To summarize, readers and other consumers of “culture” want to know (or should want to know) what they are experiencing. They (should) want to know who made this or that artifact (including her or his biography), who paid for it, what it is saying about past and present conflict (for instance, the range of permissible emotions, disobedience to authority or the role of Church and State in everyday life). Whereas organic conservatives are interested in none of the above. They value social cohesion/stability over the search for truth, and trot out their celebrities or institutions du jour to guide the autodidact away from the abyss they most fear: rupture with the past—a past that is irrationalist to its very core, that makes objective reality a phantasm pursued only by monomaniacs.
Fred Siegel wants to be a friend to mass man, and to the middle class consumer of masscult. Yet he does not respect the very tools that ordinary people have developed, against the wishes of their betters, critical tools such as science and empiricism that point the way to understanding past and present.

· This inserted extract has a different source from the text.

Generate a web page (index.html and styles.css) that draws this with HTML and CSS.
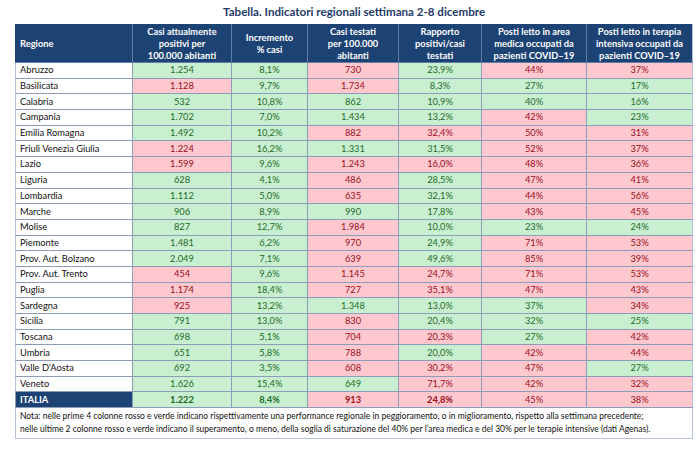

*Siegel actually praises the large audience for the television presentation of Richard III, as part of his defense of 1950s popular culture, but the deployment of Richard III’s face by Commentary suggests a group assassination to me. And where oh where is John Milton and Paradise Lost? It was once the case that Shakespeare and Milton were paired as the leading voices in English poetry, but Milton, the puritan whose “Satan” “traced the ways of highest agents,” and, with Eve, purveyor of the Fortunate Fall, is nowhere to be found in the new dispensation.